--- start ---

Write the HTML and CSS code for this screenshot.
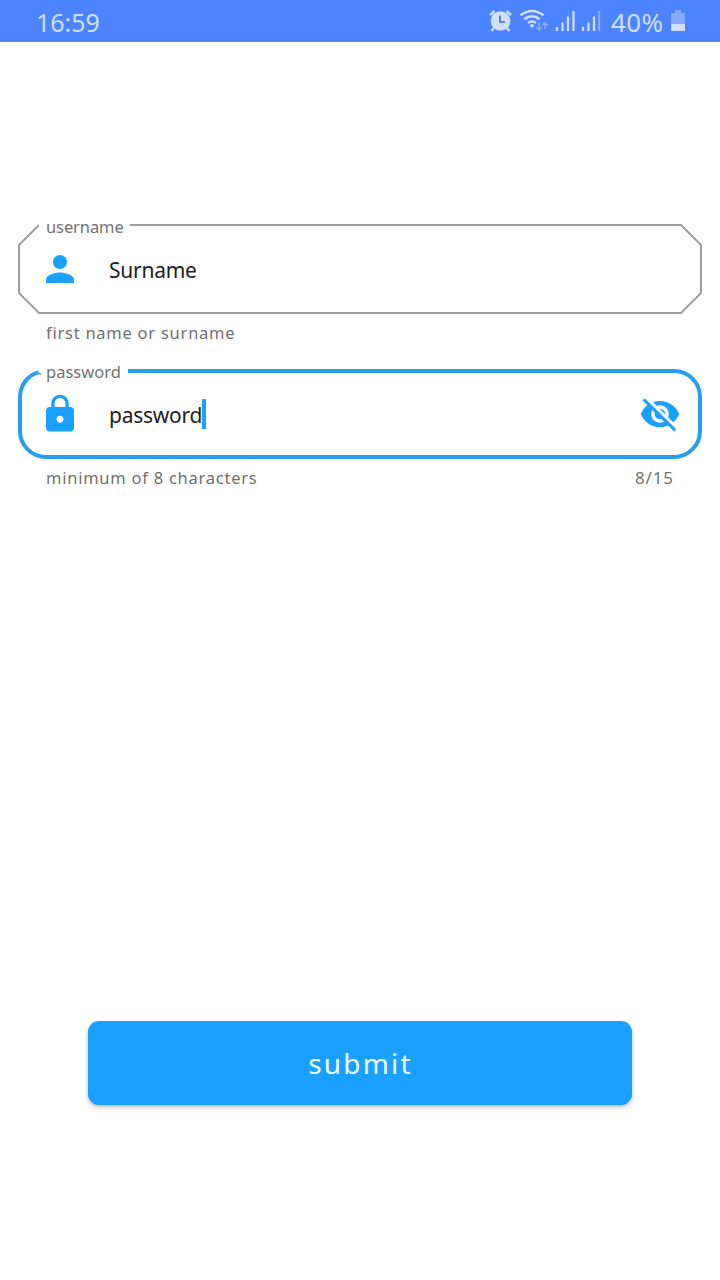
FILE: index.html
```html
<!DOCTYPE html>
<html lang="en">
<head>
<meta charset="utf-8">
<title>Sign in</title>
<link rel="stylesheet" href="styles.css">
</head>
<body>
<header class="status">
  <span class="clock">16:59</span>
  <svg class="status-icons" width="120" height="42" viewBox="484 0 120 42">
    <g fill="#cfdffe" stroke="#cfdffe">
      <circle cx="500.500" cy="21" r="9.800" stroke="none"/>
      <path d="M494 28l-2.500 3M507 28l2.500 3M490 15l4.500-4M511 15l-4.500-4" stroke-width="2.500" fill="none"/>
      <path d="M500 15.500v6.500h5" stroke="#4c84ff" stroke-width="2" fill="none"/>
    </g>
    <g fill="none" stroke="#cfdffe" stroke-width="2.400">
      <path d="M520.500 15.300q11.500-8.600 23 0M524.300 19.300q7.700-6 15.400 0M528 23q4-3.200 8 0"/>
    </g>
    <circle cx="532" cy="25.800" r="1.800" fill="#cfdffe"/>
    <path d="M539 22.500v7M536 27l3 3 3-3M545 29v-6M542 25.500l3-3 3 3" fill="none" stroke="#84abff" stroke-width="1.700"/>
    <path d="M557 27v4M562.500 22.500v8.500M568 16.500v14.500M573.500 11v20M583 27v4M588.500 22.500v8.500M594 16.500v14.500" stroke="#cfdffe" stroke-width="2.300"/>
    <path d="M599 11v20" stroke="#84abff" stroke-width="2.200"/>
  </svg>
  <span class="percent">40%</span>
  <svg class="battery" width="14" height="22" viewBox="0 0 14 22"><path d="M4 0h6v3h4v11H0V3h4z" fill="#84abff"/><path d="M0 14h14v6q0 1-1 1H1q-1 0-1-1z" fill="#cfdffe"/></svg>
</header>
<main class="form">
  <section class="field">
    <div class="box">
      <svg class="outline" width="684" height="90" viewBox="0 0 684 90"><path d="M112 1H663L683 21V69L663 89H21L1 69V21L21 1" fill="none" stroke="#9e9e9e" stroke-width="2"/><path d="M21 0h8v5h-8z" fill="#fff"/></svg>
      <div class="label-clip"><span class="label">username</span></div>
      <svg class="icon" width="42" height="42" viewBox="0 0 24 24"><path fill="#1aa1ff" d="M12 12c2.210 0 4-1.790 4-4s-1.790-4-4-4-4 1.790-4 4 1.790 4 4 4zm0 2c-2.670 0-8 1.340-8 4v2h16v-2c0-2.660-5.330-4-8-4z"/></svg>
      <span class="value value-user">Surname</span>
    </div>
    <div class="help"><span>first name or surname</span></div>
  </section>
  <section class="field">
    <div class="box">
      <svg class="outline" width="684" height="90" viewBox="0 0 684 90"><path d="M110 2H656A26 26 0 0 1 682 28V62A26 26 0 0 1 656 88H28A26 26 0 0 1 2 62V28A26 26 0 0 1 20.500 3.100" fill="none" stroke="#279ff0" stroke-width="4"/><path d="M20.500 3.700L25 5l-4.500.7z" fill="#279ff0"/></svg>
      <div class="label-clip label-clip-pass"><span class="label label-pass">password</span></div>
      <svg class="icon" width="42" height="42" viewBox="0 0 24 24"><path fill="#1aa1ff" fill-rule="evenodd" d="M18 8h-1V6c0-2.760-2.240-5-5-5S7 3.240 7 6v2H6c-1.100 0-2 .9-2 2v10c0 1.100.9 2 2 2h12c1.100 0 2-.9 2-2V10c0-1.100-.9-2-2-2zm-6 9c-1.100 0-2-.9-2-2s.9-2 2-2 2 .9 2 2-.9 2-2 2zm3.100-9H8.900V6c0-1.710 1.390-3.100 3.100-3.100s3.100 1.390 3.100 3.100v2z"/></svg>
      <span class="value value-pass">password</span><span class="caret"></span>
      <svg class="eye" width="42" height="42" viewBox="0 0 24 24"><path fill="#1aa1ff" d="M12 4.500C7 4.500 2.730 7.610 1 12c1.730 4.390 6 7.500 11 7.500s9.270-3.110 11-7.500c-1.730-4.390-6-7.500-11-7.500zM12 17c-2.760 0-5-2.240-5-5s2.240-5 5-5 5 2.240 5 5-2.240 5-5 5zm0-8c-1.660 0-3 1.340-3 3s1.340 3 3 3 3-1.340 3-3-1.340-3-3-3z"/><path d="M3.300 2.400L21.300 20.400" stroke="#fff" stroke-width="2.700"/><path d="M2.650 3.650L20.700 21.300" stroke="#1aa1ff" stroke-width="1.800"/></svg>
    </div>
    <div class="help"><span>minimum of 8 characters</span><span class="count">8/15</span></div>
  </section>
  <button class="submit" type="button">submit</button>
</main>
</body>
</html>
```
FILE: styles.css
```css
* { box-sizing: border-box; }
body { margin: 0; min-height: 1280px; background: #fff; font-family: "Noto Sans", sans-serif; display: flex; flex-direction: column; }
svg { display: block; flex: none; }
.status { height: 42px; background: #4c84ff; color: #cfdffe; display: flex; align-items: center; padding: 0 35px 0 36px; font-size: 25px; line-height: 42px; }
.clock { padding-top: 2px; }
.status-icons { margin-left: auto; }
.percent { width: 60px; padding: 2px 0 0 7px; font-size: 26px; letter-spacing: 0.4px; }
.battery { margin-left: 7px; }
.form { flex: 1; padding: 182px 18px 0; display: flex; flex-direction: column; }
.field { height: 145px; }
.box { position: relative; height: 90px; padding: 0 20px 0 21px; display: flex; align-items: center; }
.outline { position: absolute; inset: 0; }
.label-clip { position: absolute; left: 28px; top: 0; height: 24px; overflow: hidden; }
.label-clip-pass { top: -8px; height: 28px; }
.label { display: block; font-size: 16.500px; line-height: 24px; margin-top: -9px; color: #707070; letter-spacing: -0.1px; }
.label-pass { margin-top: -1px; letter-spacing: 0; }
.icon { position: relative; }
.value { margin-left: 28px; font-size: 21px; line-height: 30px; color: #202020; padding-top: 2px; letter-spacing: -0.25px; }
.caret { width: 4px; height: 30px; background: #1aa1ff; }
.eye { margin-left: auto; transform: translateX(-1px); }
.help { display: flex; justify-content: space-between; padding: 7px 28px 0; font-size: 16.500px; line-height: 24px; color: #707070; letter-spacing: 0.75px; }
.count { font-size: 17px; letter-spacing: 0.9px; }
.submit { width: 544px; height: 84px; margin: 507px auto 0; border: 0; border-radius: 11px; background: #1aa1ff; color: #f2ffff; font: 28px/84px "Noto Sans", sans-serif; letter-spacing: 2.200px; padding: 0 0 0 1px; box-shadow: 0 2px 4px rgba(0,0,0,.28); }
```
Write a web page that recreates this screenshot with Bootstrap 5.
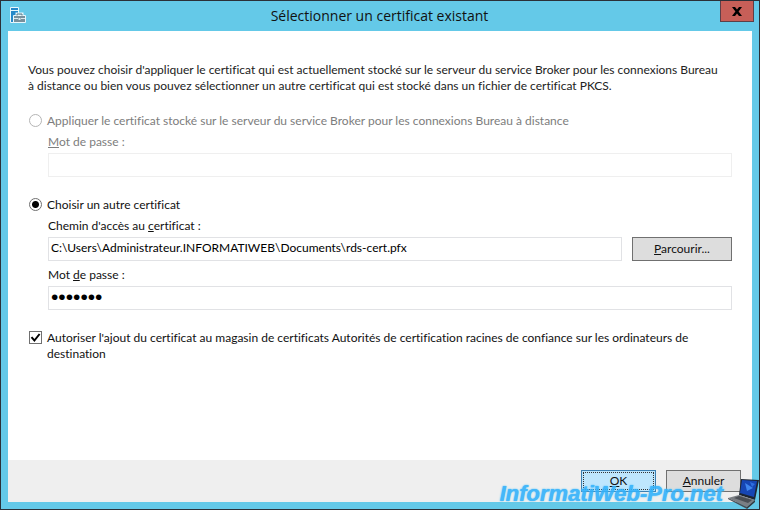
<!DOCTYPE html>
<html lang="fr">
<head>
<meta charset="utf-8">
<meta name="viewport" content="width=device-width, initial-scale=1">
<title>Sélectionner un certificat existant</title>
<link rel="stylesheet" href="https://cdn.jsdelivr.net/npm/bootstrap@5.3.0/dist/css/bootstrap.min.css">
<style>
body { font: 12px/16px Lato, "Open Sans", sans-serif; font-variant-ligatures: none; color: #111; }
.window { border: 1px solid #2b3038; background: #64c9e8; }
.titlebar { height: 30px; padding: 0 5px 0 8px; }
.titlebar h1 { font: 14px/30px "Open Sans", sans-serif; padding-left: 12px; }
.app-icon { width: 18px; height: 18px; margin-top: 5px; }
.close-btn { width: 34px; height: 21px; background: #c75f58; border: 1px solid #5d3f48; border-top: 0; }
.pane { margin: 0 7px 7px; background: #fff; }
.content { padding: 31px 20px 20px; }
.intro { margin-bottom: 19px; color: #222; padding-right: 8px; }
.group { margin: 0 0 20px 20px; }
.option { gap: 5px; padding-left: 1px; }
.option .form-check-input { width: 13px; height: 13px; margin: 1px 0 0; border-color: #707070; background-color: #fff; box-shadow: none; }
.option .form-check-input:disabled { border-color: #b5b5b5; opacity: 1; }
.option .form-check-input:disabled ~ label, .muted { color: #7d7d7d; opacity: 1; }
.option .form-check-input[type=radio]:checked { background-image: radial-gradient(circle, #000 0 3px, transparent 4px); }
.option .form-check-input[type=checkbox] { border-radius: 0; }
.option .form-check-input[type=checkbox]:checked { background-size: 11px 11px; background-image: url("data:image/svg+xml,%3Csvg xmlns='http://www.w3.org/2000/svg' viewBox='0 0 11 11'%3E%3Cpath d='M1.5 5.2 4.4 8.5 9.6 2' fill='none' stroke='%23000' stroke-width='2'/%3E%3C/svg%3E"); }
.field { height: 24px; padding: 0 2px 4px; font-size: 12px; line-height: 16px; border: 1px solid #e1e2e5; border-radius: 0; color: #000; }
.field:disabled { background: #fff; border-color: #efefef; }
.field[type=password] { padding-bottom: 2px; font-family: "Liberation Sans", Arial, sans-serif; font-size: 21px; }
.field-label { display: block; margin: 5px 0 3px; }
.browse-row { gap: 10px; margin-bottom: 6px; }
.dlg-btn { height: 24px; padding: 0; font-size: 12px; line-height: 16px; border: 1px solid #707070; border-radius: 0; background: #ddd; color: #111; }
.browse { width: 100px; }
.footer-btn { width: 75px; height: 22px; }
.ok-btn { background: #bee6fd; border-color: #3c7fb1; outline: 1px dotted #333; outline-offset: -3px; }
.actions { height: 42px; padding: 10px 11px 0; background: #efefef; gap: 10px; }
.watermark { right: 0; bottom: 0; pointer-events: none; gap: 5px; }
.watermark span { font: italic bold 22px/26px "Liberation Sans", Arial, sans-serif; color: #33b2fb; opacity: .9; text-shadow: 0 0 1px #33b2fb, 0 0 2px #6fd0ff; }
</style>
</head>
<body>
<main class="window min-vh-100 d-flex flex-column position-relative">
  <header class="titlebar d-flex align-items-start">
    <svg class="app-icon flex-shrink-0" viewBox="0 0 18 18" aria-hidden="true">
      <path d="M1.500 1.500h8v15h-8z" fill="#2588c9" stroke="#e8f7fd"/>
      <path d="M2 4.500h7" stroke="#e8f7fd"/>
      <path d="M4.500 9.500h12v7h-12z" fill="#78909c" stroke="#e8f7fd"/>
      <path d="M7.500 9V7.500h6V9" fill="none" stroke="#e8f7fd" stroke-width="2"/>
      <path d="M8 9.500V8h5v1.500" fill="none" stroke="#5d7683"/>
      <path d="M5 12.500h4M12 12.500h4" stroke="#dce8ed"/>
      <path d="M9.500 12h2v2h-2z" fill="#dce8ed"/>
    </svg>
    <h1 class="flex-grow-1 text-center m-0 fw-normal">Sélectionner un certificat existant</h1>
    <button type="button" class="close-btn p-0 d-flex align-items-center justify-content-center" aria-label="Fermer">
      <svg width="10" height="9" viewBox="0 0 10 9"><path d="M0 0h3l2 2.500L7 0h3L6.600 4.500 10 9H7L5 6.500 3 9H0l3.400-4.500z" fill="#000"/></svg>
    </button>
  </header>
  <form class="pane flex-grow-1 d-flex flex-column">
    <div class="content flex-grow-1">
      <p class="intro">Vous pouvez choisir d'appliquer le certificat qui est actuellement stocké sur le serveur du service Broker pour les connexions Bureau à distance ou bien vous pouvez sélectionner un autre certificat qui est stocké dans un fichier de certificat PKCS.</p>

      <div class="option d-flex">
        <input class="form-check-input flex-shrink-0" type="radio" name="source" id="stored" disabled>
        <label for="stored">Appliquer le certificat stocké sur le serveur du service Broker pour les connexions Bureau à distance</label>
      </div>
      <div class="group">
        <label class="field-label muted" for="storedPwd"><u>M</u>ot de passe :</label>
        <input class="form-control field" type="password" id="storedPwd" disabled>
      </div>

      <div class="option d-flex">
        <input class="form-check-input flex-shrink-0" type="radio" name="source" id="other" checked>
        <label for="other">Choisir un autre certificat</label>
      </div>
      <div class="group">
        <label class="field-label" for="path">Chemin d'accès au <u>c</u>ertificat :</label>
        <div class="d-flex browse-row">
          <input class="form-control field" type="text" id="path" value="C:\Users\Administrateur.INFORMATIWEB\Documents\rds-cert.pfx">
          <button type="button" class="btn dlg-btn browse flex-shrink-0"><u>P</u>arcourir...</button>
        </div>
        <label class="field-label" for="pwd">Mot <u>d</u>e passe :</label>
        <input class="form-control field" type="password" id="pwd" value="azertyu">
      </div>

      <div class="option d-flex">
        <input class="form-check-input flex-shrink-0" type="checkbox" id="allow" checked>
        <label for="allow">Autoriser l'ajout du certificat au magasin de certificats Autorités de certification racines de confiance sur les ordinateurs de destination</label>
      </div>
    </div>
    <footer class="actions d-flex justify-content-end">
      <button type="submit" class="btn dlg-btn footer-btn ok-btn"><u>O</u>K</button>
      <button type="button" class="btn dlg-btn footer-btn"><u>A</u>nnuler</button>
    </footer>
  </form>
  <div class="watermark position-absolute d-flex align-items-center">
    <span>InformatiWeb-Pro.net</span>
    <svg width="31" height="30" viewBox="0 0 31 30" aria-hidden="true">
      <path d="M13 0 31 1 27 21 11 16z" fill="#1d2634"/>
      <path d="M14 1 29 2 26 18 12 14z" fill="#1646b4"/>
      <path d="M17 4 25 9 19 12z" fill="#3f86ee"/>
      <path d="M22 3 27 5 24 8z" fill="#2f6fe0"/>
      <path d="M11 16 27 21 19 28 0 19z" fill="#7b7f84"/>
      <path d="M11 17 24 21 20 24 6 19z" fill="#4b4f55"/>
      <path d="M0 19 19 28v2L0 20z" fill="#4a4e54"/>
      <path d="M19 28 27 21v2l-8 7z" fill="#33373d"/>
    </svg>
  </div>
</main>
<script src="https://cdn.jsdelivr.net/npm/bootstrap@5.3.0/dist/js/bootstrap.bundle.min.js"></script>
</body>
</html>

--- end ---

■ What the exercise asks:
Within the listing above, copy each line that has the string "this".

■ Problem solution:
Write the HTML and CSS code for this screenshot.
Write a web page that recreates this screenshot with Bootstrap 5.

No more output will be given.